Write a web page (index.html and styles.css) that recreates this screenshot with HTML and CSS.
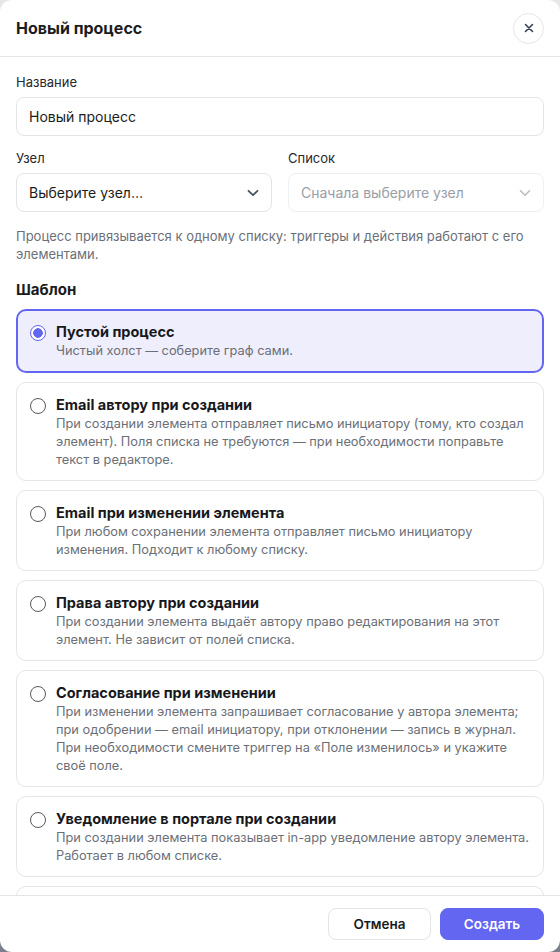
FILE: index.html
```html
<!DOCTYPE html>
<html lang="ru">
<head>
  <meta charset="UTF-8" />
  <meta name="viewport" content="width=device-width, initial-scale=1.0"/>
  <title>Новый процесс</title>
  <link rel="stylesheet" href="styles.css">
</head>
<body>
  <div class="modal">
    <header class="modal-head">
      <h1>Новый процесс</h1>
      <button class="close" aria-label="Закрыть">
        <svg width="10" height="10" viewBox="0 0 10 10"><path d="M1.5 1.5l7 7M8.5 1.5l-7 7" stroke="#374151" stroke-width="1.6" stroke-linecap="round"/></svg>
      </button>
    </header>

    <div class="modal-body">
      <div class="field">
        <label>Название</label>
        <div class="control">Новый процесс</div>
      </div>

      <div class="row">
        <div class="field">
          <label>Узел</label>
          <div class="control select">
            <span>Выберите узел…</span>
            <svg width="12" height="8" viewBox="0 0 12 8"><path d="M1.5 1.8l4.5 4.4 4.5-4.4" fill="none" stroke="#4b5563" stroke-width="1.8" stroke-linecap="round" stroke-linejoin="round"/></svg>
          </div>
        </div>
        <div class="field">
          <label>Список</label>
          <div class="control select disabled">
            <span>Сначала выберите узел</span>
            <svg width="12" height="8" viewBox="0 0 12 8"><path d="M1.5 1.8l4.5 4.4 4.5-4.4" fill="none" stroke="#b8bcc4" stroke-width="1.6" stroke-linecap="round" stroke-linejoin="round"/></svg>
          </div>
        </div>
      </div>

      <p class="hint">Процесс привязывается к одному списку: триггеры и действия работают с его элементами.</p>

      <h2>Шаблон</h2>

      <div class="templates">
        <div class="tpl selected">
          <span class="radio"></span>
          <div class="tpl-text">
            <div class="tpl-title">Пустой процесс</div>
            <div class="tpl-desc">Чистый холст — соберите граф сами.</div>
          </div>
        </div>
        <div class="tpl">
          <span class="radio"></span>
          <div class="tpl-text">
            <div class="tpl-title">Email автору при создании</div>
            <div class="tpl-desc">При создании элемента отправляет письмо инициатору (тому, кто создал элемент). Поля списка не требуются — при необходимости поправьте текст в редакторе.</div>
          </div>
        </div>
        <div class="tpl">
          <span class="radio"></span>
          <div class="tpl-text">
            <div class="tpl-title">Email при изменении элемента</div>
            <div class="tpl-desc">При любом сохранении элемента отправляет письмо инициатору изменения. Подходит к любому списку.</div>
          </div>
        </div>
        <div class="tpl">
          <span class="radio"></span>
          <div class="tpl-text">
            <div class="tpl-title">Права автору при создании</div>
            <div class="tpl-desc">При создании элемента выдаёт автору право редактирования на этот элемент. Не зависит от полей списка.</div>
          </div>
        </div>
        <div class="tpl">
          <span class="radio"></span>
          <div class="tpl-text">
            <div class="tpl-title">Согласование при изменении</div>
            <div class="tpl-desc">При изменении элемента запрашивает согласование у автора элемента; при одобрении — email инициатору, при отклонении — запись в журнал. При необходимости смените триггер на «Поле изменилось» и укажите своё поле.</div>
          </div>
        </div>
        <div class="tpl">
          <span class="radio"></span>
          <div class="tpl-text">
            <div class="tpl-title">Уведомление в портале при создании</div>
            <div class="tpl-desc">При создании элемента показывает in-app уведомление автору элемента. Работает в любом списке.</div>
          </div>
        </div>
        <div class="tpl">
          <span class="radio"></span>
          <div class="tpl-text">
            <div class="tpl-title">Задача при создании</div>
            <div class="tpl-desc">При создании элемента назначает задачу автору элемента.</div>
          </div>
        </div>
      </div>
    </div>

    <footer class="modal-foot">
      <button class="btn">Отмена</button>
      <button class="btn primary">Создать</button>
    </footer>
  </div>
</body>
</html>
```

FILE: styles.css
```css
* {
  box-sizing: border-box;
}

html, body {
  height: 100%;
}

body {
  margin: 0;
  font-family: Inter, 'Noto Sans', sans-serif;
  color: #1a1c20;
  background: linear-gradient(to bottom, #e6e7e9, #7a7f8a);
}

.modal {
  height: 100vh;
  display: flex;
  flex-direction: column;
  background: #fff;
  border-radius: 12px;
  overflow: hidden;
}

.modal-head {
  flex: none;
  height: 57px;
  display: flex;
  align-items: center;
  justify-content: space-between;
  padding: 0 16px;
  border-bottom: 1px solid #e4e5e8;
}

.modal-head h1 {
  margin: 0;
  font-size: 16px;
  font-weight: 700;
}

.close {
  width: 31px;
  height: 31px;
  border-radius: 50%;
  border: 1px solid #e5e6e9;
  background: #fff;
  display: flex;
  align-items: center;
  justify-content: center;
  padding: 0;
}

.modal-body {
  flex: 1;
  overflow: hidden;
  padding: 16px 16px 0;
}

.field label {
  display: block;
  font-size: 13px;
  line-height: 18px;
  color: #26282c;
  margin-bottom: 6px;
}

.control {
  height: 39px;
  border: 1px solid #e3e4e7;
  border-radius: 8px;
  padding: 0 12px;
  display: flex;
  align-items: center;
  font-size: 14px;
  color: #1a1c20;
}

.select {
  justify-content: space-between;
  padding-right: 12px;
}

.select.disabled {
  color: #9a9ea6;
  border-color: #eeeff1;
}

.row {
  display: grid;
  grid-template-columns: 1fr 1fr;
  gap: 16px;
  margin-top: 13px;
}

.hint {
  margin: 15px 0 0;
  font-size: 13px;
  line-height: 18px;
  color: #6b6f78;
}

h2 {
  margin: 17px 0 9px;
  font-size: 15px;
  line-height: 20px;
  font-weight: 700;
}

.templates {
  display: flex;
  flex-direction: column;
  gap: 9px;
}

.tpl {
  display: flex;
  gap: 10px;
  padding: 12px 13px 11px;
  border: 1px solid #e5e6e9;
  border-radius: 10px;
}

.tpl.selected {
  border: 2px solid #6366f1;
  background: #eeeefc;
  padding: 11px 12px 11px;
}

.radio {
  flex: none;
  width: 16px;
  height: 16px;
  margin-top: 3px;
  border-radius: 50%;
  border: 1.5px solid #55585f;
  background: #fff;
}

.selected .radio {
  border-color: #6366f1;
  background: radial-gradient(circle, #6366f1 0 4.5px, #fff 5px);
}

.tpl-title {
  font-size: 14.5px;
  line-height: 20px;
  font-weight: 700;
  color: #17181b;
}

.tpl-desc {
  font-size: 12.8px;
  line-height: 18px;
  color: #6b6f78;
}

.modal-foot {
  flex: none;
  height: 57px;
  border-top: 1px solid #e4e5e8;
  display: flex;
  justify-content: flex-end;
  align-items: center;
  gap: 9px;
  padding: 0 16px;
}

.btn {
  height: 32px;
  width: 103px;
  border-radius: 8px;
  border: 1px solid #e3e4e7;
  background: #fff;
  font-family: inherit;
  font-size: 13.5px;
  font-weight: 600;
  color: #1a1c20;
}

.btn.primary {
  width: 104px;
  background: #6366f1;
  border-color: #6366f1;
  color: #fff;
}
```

What you are asked to do:
Pictures are excluded; output everything else in the data verbatim.

Task answer:
Write a web page (index.html and styles.css) that recreates this screenshot with HTML and CSS.
FILE: index.html
```html
<!DOCTYPE html>
<html lang="ru">
<head>
  <meta charset="UTF-8" />
  <meta name="viewport" content="width=device-width, initial-scale=1.0"/>
  <title>Новый процесс</title>
  <link rel="stylesheet" href="styles.css">
</head>
<body>
  <div class="modal">
    <header class="modal-head">
      <h1>Новый процесс</h1>
      <button class="close" aria-label="Закрыть">
        <svg width="10" height="10" viewBox="0 0 10 10"><path d="M1.5 1.5l7 7M8.5 1.5l-7 7" stroke="#374151" stroke-width="1.6" stroke-linecap="round"/></svg>
      </button>
    </header>

    <div class="modal-body">
      <div class="field">
        <label>Название</label>
        <div class="control">Новый процесс</div>
      </div>

      <div class="row">
        <div class="field">
          <label>Узел</label>
          <div class="control select">
            <span>Выберите узел…</span>
            <svg width="12" height="8" viewBox="0 0 12 8"><path d="M1.5 1.8l4.5 4.4 4.5-4.4" fill="none" stroke="#4b5563" stroke-width="1.8" stroke-linecap="round" stroke-linejoin="round"/></svg>
          </div>
        </div>
        <div class="field">
          <label>Список</label>
          <div class="control select disabled">
            <span>Сначала выберите узел</span>
            <svg width="12" height="8" viewBox="0 0 12 8"><path d="M1.5 1.8l4.5 4.4 4.5-4.4" fill="none" stroke="#b8bcc4" stroke-width="1.6" stroke-linecap="round" stroke-linejoin="round"/></svg>
          </div>
        </div>
      </div>

      <p class="hint">Процесс привязывается к одному списку: триггеры и действия работают с его элементами.</p>

      <h2>Шаблон</h2>

      <div class="templates">
        <div class="tpl selected">
          <span class="radio"></span>
          <div class="tpl-text">
            <div class="tpl-title">Пустой процесс</div>
            <div class="tpl-desc">Чистый холст — соберите граф сами.</div>
          </div>
        </div>
        <div class="tpl">
          <span class="radio"></span>
          <div class="tpl-text">
            <div class="tpl-title">Email автору при создании</div>
            <div class="tpl-desc">При создании элемента отправляет письмо инициатору (тому, кто создал элемент). Поля списка не требуются — при необходимости поправьте текст в редакторе.</div>
          </div>
        </div>
        <div class="tpl">
          <span class="radio"></span>
          <div class="tpl-text">
            <div class="tpl-title">Email при изменении элемента</div>
            <div class="tpl-desc">При любом сохранении элемента отправляет письмо инициатору изменения. Подходит к любому списку.</div>
          </div>
        </div>
        <div class="tpl">
          <span class="radio"></span>
          <div class="tpl-text">
            <div class="tpl-title">Права автору при создании</div>
            <div class="tpl-desc">При создании элемента выдаёт автору право редактирования на этот элемент. Не зависит от полей списка.</div>
          </div>
        </div>
        <div class="tpl">
          <span class="radio"></span>
          <div class="tpl-text">
            <div class="tpl-title">Согласование при изменении</div>
            <div class="tpl-desc">При изменении элемента запрашивает согласование у автора элемента; при одобрении — email инициатору, при отклонении — запись в журнал. При необходимости смените триггер на «Поле изменилось» и укажите своё поле.</div>
          </div>
        </div>
        <div class="tpl">
          <span class="radio"></span>
          <div class="tpl-text">
            <div class="tpl-title">Уведомление в портале при создании</div>
            <div class="tpl-desc">При создании элемента показывает in-app уведомление автору элемента. Работает в любом списке.</div>
          </div>
        </div>
        <div class="tpl">
          <span class="radio"></span>
          <div class="tpl-text">
            <div class="tpl-title">Задача при создании</div>
            <div class="tpl-desc">При создании элемента назначает задачу автору элемента.</div>
          </div>
        </div>
      </div>
    </div>

    <footer class="modal-foot">
      <button class="btn">Отмена</button>
      <button class="btn primary">Создать</button>
    </footer>
  </div>
</body>
</html>
```

FILE: styles.css
```css
* {
  box-sizing: border-box;
}

html, body {
  height: 100%;
}

body {
  margin: 0;
  font-family: Inter, 'Noto Sans', sans-serif;
  color: #1a1c20;
  background: linear-gradient(to bottom, #e6e7e9, #7a7f8a);
}

.modal {
  height: 100vh;
  display: flex;
  flex-direction: column;
  background: #fff;
  border-radius: 12px;
  overflow: hidden;
}

.modal-head {
  flex: none;
  height: 57px;
  display: flex;
  align-items: center;
  justify-content: space-between;
  padding: 0 16px;
  border-bottom: 1px solid #e4e5e8;
}

.modal-head h1 {
  margin: 0;
  font-size: 16px;
  font-weight: 700;
}

.close {
  width: 31px;
  height: 31px;
  border-radius: 50%;
  border: 1px solid #e5e6e9;
  background: #fff;
  display: flex;
  align-items: center;
  justify-content: center;
  padding: 0;
}

.modal-body {
  flex: 1;
  overflow: hidden;
  padding: 16px 16px 0;
}

.field label {
  display: block;
  font-size: 13px;
  line-height: 18px;
  color: #26282c;
  margin-bottom: 6px;
}

.control {
  height: 39px;
  border: 1px solid #e3e4e7;
  border-radius: 8px;
  padding: 0 12px;
  display: flex;
  align-items: center;
  font-size: 14px;
  color: #1a1c20;
}

.select {
  justify-content: space-between;
  padding-right: 12px;
}

.select.disabled {
  color: #9a9ea6;
  border-color: #eeeff1;
}

.row {
  display: grid;
  grid-template-columns: 1fr 1fr;
  gap: 16px;
  margin-top: 13px;
}

.hint {
  margin: 15px 0 0;
  font-size: 13px;
  line-height: 18px;
  color: #6b6f78;
}

h2 {
  margin: 17px 0 9px;
  font-size: 15px;
  line-height: 20px;
  font-weight: 700;
}

.templates {
  display: flex;
  flex-direction: column;
  gap: 9px;
}

.tpl {
  display: flex;
  gap: 10px;
  padding: 12px 13px 11px;
  border: 1px solid #e5e6e9;
  border-radius: 10px;
}

.tpl.selected {
  border: 2px solid #6366f1;
  background: #eeeefc;
  padding: 11px 12px 11px;
}

.radio {
  flex: none;
  width: 16px;
  height: 16px;
  margin-top: 3px;
  border-radius: 50%;
  border: 1.5px solid #55585f;
  background: #fff;
}

.selected .radio {
  border-color: #6366f1;
  background: radial-gradient(circle, #6366f1 0 4.5px, #fff 5px);
}

.tpl-title {
  font-size: 14.5px;
  line-height: 20px;
  font-weight: 700;
  color: #17181b;
}

.tpl-desc {
  font-size: 12.8px;
  line-height: 18px;
  color: #6b6f78;
}

.modal-foot {
  flex: none;
  height: 57px;
  border-top: 1px solid #e4e5e8;
  display: flex;
  justify-content: flex-end;
  align-items: center;
  gap: 9px;
  padding: 0 16px;
}

.btn {
  height: 32px;
  width: 103px;
  border-radius: 8px;
  border: 1px solid #e3e4e7;
  background: #fff;
  font-family: inherit;
  font-size: 13.5px;
  font-weight: 600;
  color: #1a1c20;
}

.btn.primary {
  width: 104px;
  background: #6366f1;
  border-color: #6366f1;
  color: #fff;
}
```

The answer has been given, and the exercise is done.